- Aim of the exercise -
Go through the listing and set it down exactly, leaving out its pictures.
<<<<
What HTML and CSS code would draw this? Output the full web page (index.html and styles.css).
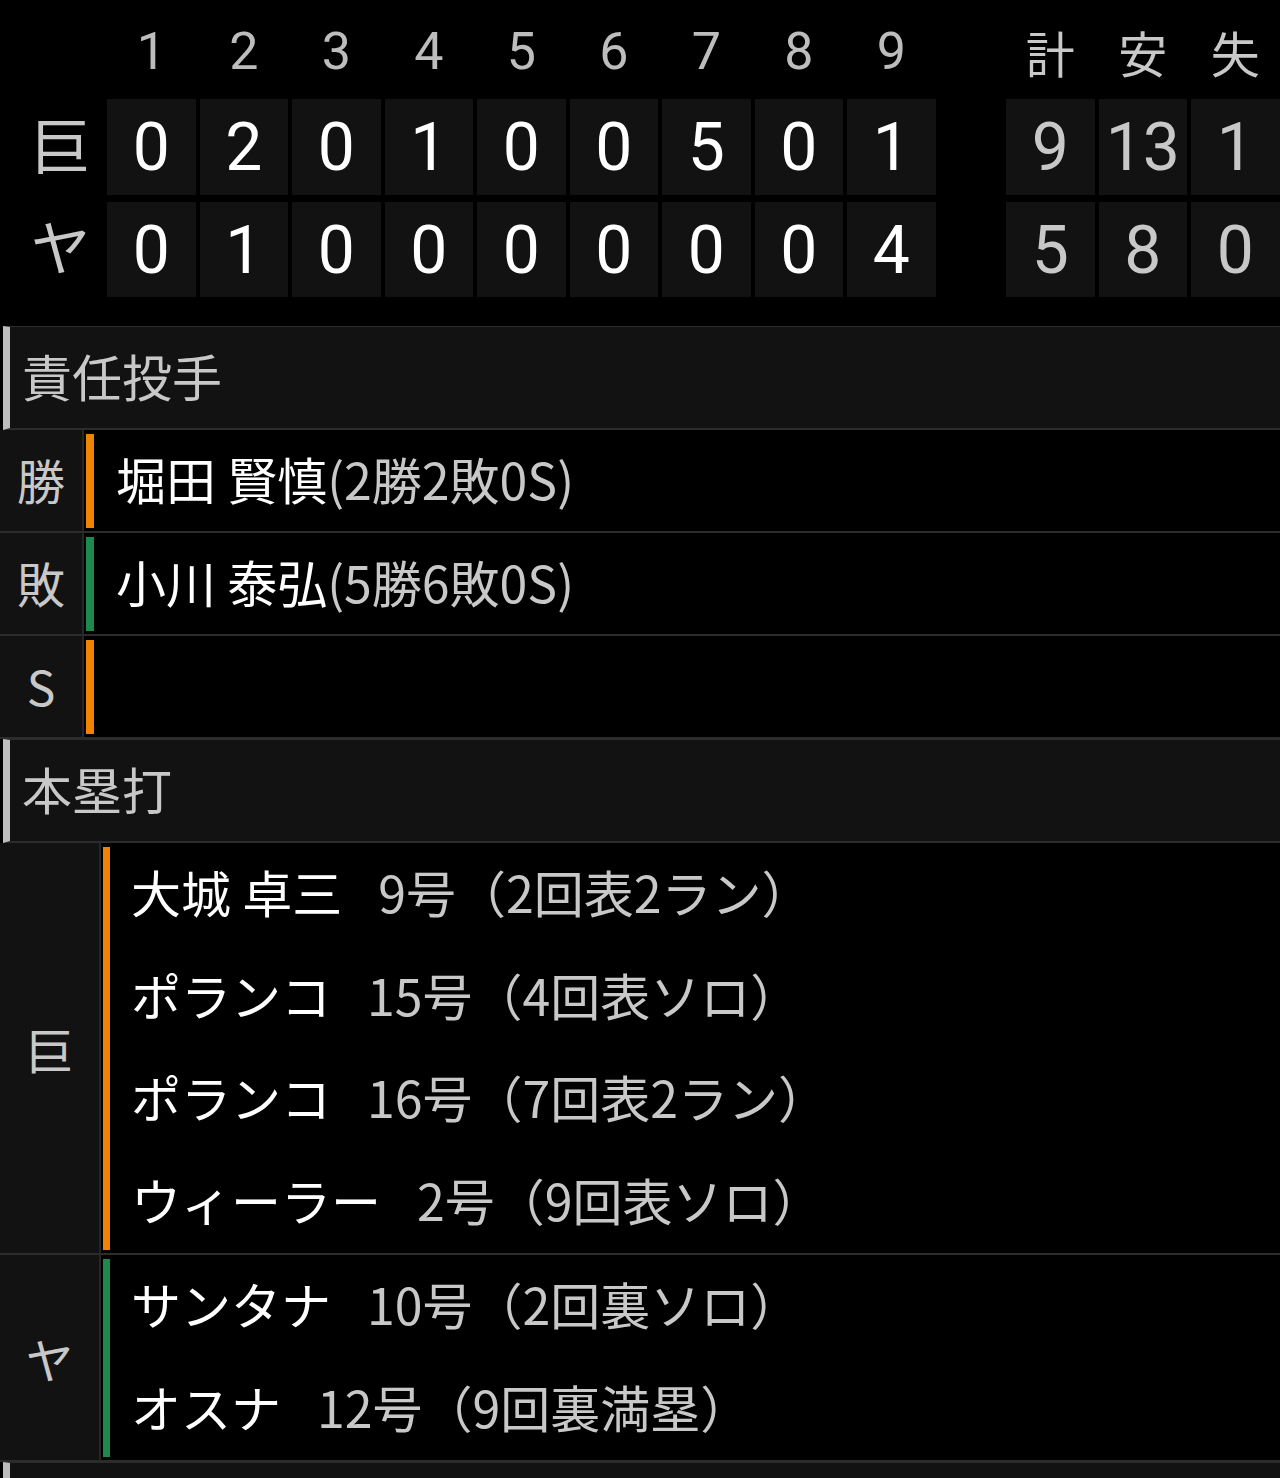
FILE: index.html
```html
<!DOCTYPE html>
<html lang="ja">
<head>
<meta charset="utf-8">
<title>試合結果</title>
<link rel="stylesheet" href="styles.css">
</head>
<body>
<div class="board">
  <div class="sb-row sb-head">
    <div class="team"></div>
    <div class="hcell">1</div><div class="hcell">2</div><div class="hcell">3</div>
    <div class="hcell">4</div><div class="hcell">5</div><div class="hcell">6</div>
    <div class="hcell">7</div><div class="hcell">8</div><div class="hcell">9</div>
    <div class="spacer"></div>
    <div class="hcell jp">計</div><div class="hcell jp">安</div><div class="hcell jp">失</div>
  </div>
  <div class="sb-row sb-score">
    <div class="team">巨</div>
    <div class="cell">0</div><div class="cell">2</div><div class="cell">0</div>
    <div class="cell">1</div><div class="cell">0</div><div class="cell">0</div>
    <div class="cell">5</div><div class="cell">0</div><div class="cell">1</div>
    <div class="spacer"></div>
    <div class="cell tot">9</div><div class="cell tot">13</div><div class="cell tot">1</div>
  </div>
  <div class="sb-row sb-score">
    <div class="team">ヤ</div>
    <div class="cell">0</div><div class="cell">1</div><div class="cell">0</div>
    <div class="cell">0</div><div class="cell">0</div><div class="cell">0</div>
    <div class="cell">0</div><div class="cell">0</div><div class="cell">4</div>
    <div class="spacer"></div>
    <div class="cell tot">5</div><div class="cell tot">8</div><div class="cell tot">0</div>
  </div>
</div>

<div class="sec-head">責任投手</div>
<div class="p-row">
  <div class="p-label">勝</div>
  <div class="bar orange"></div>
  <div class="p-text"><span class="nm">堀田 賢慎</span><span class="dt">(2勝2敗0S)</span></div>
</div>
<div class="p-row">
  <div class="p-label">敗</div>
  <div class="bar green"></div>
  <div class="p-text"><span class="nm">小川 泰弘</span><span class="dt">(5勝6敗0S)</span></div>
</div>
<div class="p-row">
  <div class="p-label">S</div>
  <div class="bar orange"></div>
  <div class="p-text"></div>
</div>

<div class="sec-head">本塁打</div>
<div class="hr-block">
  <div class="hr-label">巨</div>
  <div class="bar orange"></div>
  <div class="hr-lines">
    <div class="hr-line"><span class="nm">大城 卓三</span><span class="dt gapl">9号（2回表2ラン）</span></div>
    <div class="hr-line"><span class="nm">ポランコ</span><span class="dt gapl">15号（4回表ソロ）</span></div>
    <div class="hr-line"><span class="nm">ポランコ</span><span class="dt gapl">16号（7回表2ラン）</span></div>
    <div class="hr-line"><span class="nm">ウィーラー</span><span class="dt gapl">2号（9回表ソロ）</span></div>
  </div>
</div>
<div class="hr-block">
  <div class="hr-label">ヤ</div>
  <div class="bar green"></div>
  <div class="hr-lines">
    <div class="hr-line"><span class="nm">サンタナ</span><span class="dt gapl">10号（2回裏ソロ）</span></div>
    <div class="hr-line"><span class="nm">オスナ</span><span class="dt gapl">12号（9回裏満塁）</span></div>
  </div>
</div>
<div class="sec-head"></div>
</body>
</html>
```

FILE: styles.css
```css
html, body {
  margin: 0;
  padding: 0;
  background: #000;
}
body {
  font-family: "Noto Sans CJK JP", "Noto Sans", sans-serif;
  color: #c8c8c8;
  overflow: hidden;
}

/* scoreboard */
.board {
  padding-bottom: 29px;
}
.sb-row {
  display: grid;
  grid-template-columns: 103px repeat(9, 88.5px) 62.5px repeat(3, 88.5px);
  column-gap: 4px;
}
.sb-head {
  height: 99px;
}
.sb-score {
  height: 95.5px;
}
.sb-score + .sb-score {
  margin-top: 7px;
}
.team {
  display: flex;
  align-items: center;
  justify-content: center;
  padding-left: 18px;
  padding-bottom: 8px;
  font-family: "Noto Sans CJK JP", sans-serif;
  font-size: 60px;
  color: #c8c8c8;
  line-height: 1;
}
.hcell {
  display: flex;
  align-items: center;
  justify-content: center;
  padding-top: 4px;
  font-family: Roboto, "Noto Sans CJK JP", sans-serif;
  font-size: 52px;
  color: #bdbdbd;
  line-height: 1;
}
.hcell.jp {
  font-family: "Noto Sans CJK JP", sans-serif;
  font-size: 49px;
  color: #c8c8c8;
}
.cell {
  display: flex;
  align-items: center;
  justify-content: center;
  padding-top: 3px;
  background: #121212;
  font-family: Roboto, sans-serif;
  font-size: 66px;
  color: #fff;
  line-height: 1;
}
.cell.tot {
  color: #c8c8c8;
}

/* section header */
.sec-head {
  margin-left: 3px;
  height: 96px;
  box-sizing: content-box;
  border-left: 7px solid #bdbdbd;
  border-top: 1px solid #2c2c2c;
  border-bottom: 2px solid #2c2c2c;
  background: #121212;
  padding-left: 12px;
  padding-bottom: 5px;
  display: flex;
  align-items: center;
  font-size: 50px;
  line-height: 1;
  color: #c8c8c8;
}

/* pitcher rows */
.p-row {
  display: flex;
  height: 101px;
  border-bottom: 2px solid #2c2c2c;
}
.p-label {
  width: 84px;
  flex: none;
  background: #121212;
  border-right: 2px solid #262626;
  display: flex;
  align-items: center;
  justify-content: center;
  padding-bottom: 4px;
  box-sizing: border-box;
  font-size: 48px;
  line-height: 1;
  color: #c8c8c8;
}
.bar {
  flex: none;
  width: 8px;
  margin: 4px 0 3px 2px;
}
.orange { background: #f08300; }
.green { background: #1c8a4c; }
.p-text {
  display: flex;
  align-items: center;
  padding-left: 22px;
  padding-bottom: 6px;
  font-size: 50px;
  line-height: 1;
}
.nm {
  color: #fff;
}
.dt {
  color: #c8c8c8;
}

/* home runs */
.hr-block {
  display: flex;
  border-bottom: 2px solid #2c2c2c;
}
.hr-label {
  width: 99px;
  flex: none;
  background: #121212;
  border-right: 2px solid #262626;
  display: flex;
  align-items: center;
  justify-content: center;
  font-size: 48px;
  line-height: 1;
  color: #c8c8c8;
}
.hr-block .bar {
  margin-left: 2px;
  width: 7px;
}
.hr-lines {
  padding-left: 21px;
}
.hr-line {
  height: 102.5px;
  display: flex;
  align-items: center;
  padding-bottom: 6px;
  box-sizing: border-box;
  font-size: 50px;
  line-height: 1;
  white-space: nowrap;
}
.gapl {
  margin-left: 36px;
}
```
>>>>
- Exercise result -
What HTML and CSS code would draw this? Output the full web page (index.html and styles.css).
FILE: index.html
```html
<!DOCTYPE html>
<html lang="ja">
<head>
<meta charset="utf-8">
<title>試合結果</title>
<link rel="stylesheet" href="styles.css">
</head>
<body>
<div class="board">
  <div class="sb-row sb-head">
    <div class="team"></div>
    <div class="hcell">1</div><div class="hcell">2</div><div class="hcell">3</div>
    <div class="hcell">4</div><div class="hcell">5</div><div class="hcell">6</div>
    <div class="hcell">7</div><div class="hcell">8</div><div class="hcell">9</div>
    <div class="spacer"></div>
    <div class="hcell jp">計</div><div class="hcell jp">安</div><div class="hcell jp">失</div>
  </div>
  <div class="sb-row sb-score">
    <div class="team">巨</div>
    <div class="cell">0</div><div class="cell">2</div><div class="cell">0</div>
    <div class="cell">1</div><div class="cell">0</div><div class="cell">0</div>
    <div class="cell">5</div><div class="cell">0</div><div class="cell">1</div>
    <div class="spacer"></div>
    <div class="cell tot">9</div><div class="cell tot">13</div><div class="cell tot">1</div>
  </div>
  <div class="sb-row sb-score">
    <div class="team">ヤ</div>
    <div class="cell">0</div><div class="cell">1</div><div class="cell">0</div>
    <div class="cell">0</div><div class="cell">0</div><div class="cell">0</div>
    <div class="cell">0</div><div class="cell">0</div><div class="cell">4</div>
    <div class="spacer"></div>
    <div class="cell tot">5</div><div class="cell tot">8</div><div class="cell tot">0</div>
  </div>
</div>

<div class="sec-head">責任投手</div>
<div class="p-row">
  <div class="p-label">勝</div>
  <div class="bar orange"></div>
  <div class="p-text"><span class="nm">堀田 賢慎</span><span class="dt">(2勝2敗0S)</span></div>
</div>
<div class="p-row">
  <div class="p-label">敗</div>
  <div class="bar green"></div>
  <div class="p-text"><span class="nm">小川 泰弘</span><span class="dt">(5勝6敗0S)</span></div>
</div>
<div class="p-row">
  <div class="p-label">S</div>
  <div class="bar orange"></div>
  <div class="p-text"></div>
</div>

<div class="sec-head">本塁打</div>
<div class="hr-block">
  <div class="hr-label">巨</div>
  <div class="bar orange"></div>
  <div class="hr-lines">
    <div class="hr-line"><span class="nm">大城 卓三</span><span class="dt gapl">9号（2回表2ラン）</span></div>
    <div class="hr-line"><span class="nm">ポランコ</span><span class="dt gapl">15号（4回表ソロ）</span></div>
    <div class="hr-line"><span class="nm">ポランコ</span><span class="dt gapl">16号（7回表2ラン）</span></div>
    <div class="hr-line"><span class="nm">ウィーラー</span><span class="dt gapl">2号（9回表ソロ）</span></div>
  </div>
</div>
<div class="hr-block">
  <div class="hr-label">ヤ</div>
  <div class="bar green"></div>
  <div class="hr-lines">
    <div class="hr-line"><span class="nm">サンタナ</span><span class="dt gapl">10号（2回裏ソロ）</span></div>
    <div class="hr-line"><span class="nm">オスナ</span><span class="dt gapl">12号（9回裏満塁）</span></div>
  </div>
</div>
<div class="sec-head"></div>
</body>
</html>
```

FILE: styles.css
```css
html, body {
  margin: 0;
  padding: 0;
  background: #000;
}
body {
  font-family: "Noto Sans CJK JP", "Noto Sans", sans-serif;
  color: #c8c8c8;
  overflow: hidden;
}

/* scoreboard */
.board {
  padding-bottom: 29px;
}
.sb-row {
  display: grid;
  grid-template-columns: 103px repeat(9, 88.5px) 62.5px repeat(3, 88.5px);
  column-gap: 4px;
}
.sb-head {
  height: 99px;
}
.sb-score {
  height: 95.5px;
}
.sb-score + .sb-score {
  margin-top: 7px;
}
.team {
  display: flex;
  align-items: center;
  justify-content: center;
  padding-left: 18px;
  padding-bottom: 8px;
  font-family: "Noto Sans CJK JP", sans-serif;
  font-size: 60px;
  color: #c8c8c8;
  line-height: 1;
}
.hcell {
  display: flex;
  align-items: center;
  justify-content: center;
  padding-top: 4px;
  font-family: Roboto, "Noto Sans CJK JP", sans-serif;
  font-size: 52px;
  color: #bdbdbd;
  line-height: 1;
}
.hcell.jp {
  font-family: "Noto Sans CJK JP", sans-serif;
  font-size: 49px;
  color: #c8c8c8;
}
.cell {
  display: flex;
  align-items: center;
  justify-content: center;
  padding-top: 3px;
  background: #121212;
  font-family: Roboto, sans-serif;
  font-size: 66px;
  color: #fff;
  line-height: 1;
}
.cell.tot {
  color: #c8c8c8;
}

/* section header */
.sec-head {
  margin-left: 3px;
  height: 96px;
  box-sizing: content-box;
  border-left: 7px solid #bdbdbd;
  border-top: 1px solid #2c2c2c;
  border-bottom: 2px solid #2c2c2c;
  background: #121212;
  padding-left: 12px;
  padding-bottom: 5px;
  display: flex;
  align-items: center;
  font-size: 50px;
  line-height: 1;
  color: #c8c8c8;
}

/* pitcher rows */
.p-row {
  display: flex;
  height: 101px;
  border-bottom: 2px solid #2c2c2c;
}
.p-label {
  width: 84px;
  flex: none;
  background: #121212;
  border-right: 2px solid #262626;
  display: flex;
  align-items: center;
  justify-content: center;
  padding-bottom: 4px;
  box-sizing: border-box;
  font-size: 48px;
  line-height: 1;
  color: #c8c8c8;
}
.bar {
  flex: none;
  width: 8px;
  margin: 4px 0 3px 2px;
}
.orange { background: #f08300; }
.green { background: #1c8a4c; }
.p-text {
  display: flex;
  align-items: center;
  padding-left: 22px;
  padding-bottom: 6px;
  font-size: 50px;
  line-height: 1;
}
.nm {
  color: #fff;
}
.dt {
  color: #c8c8c8;
}

/* home runs */
.hr-block {
  display: flex;
  border-bottom: 2px solid #2c2c2c;
}
.hr-label {
  width: 99px;
  flex: none;
  background: #121212;
  border-right: 2px solid #262626;
  display: flex;
  align-items: center;
  justify-content: center;
  font-size: 48px;
  line-height: 1;
  color: #c8c8c8;
}
.hr-block .bar {
  margin-left: 2px;
  width: 7px;
}
.hr-lines {
  padding-left: 21px;
}
.hr-line {
  height: 102.5px;
  display: flex;
  align-items: center;
  padding-bottom: 6px;
  box-sizing: border-box;
  font-size: 50px;
  line-height: 1;
  white-space: nowrap;
}
.gapl {
  margin-left: 36px;
}
```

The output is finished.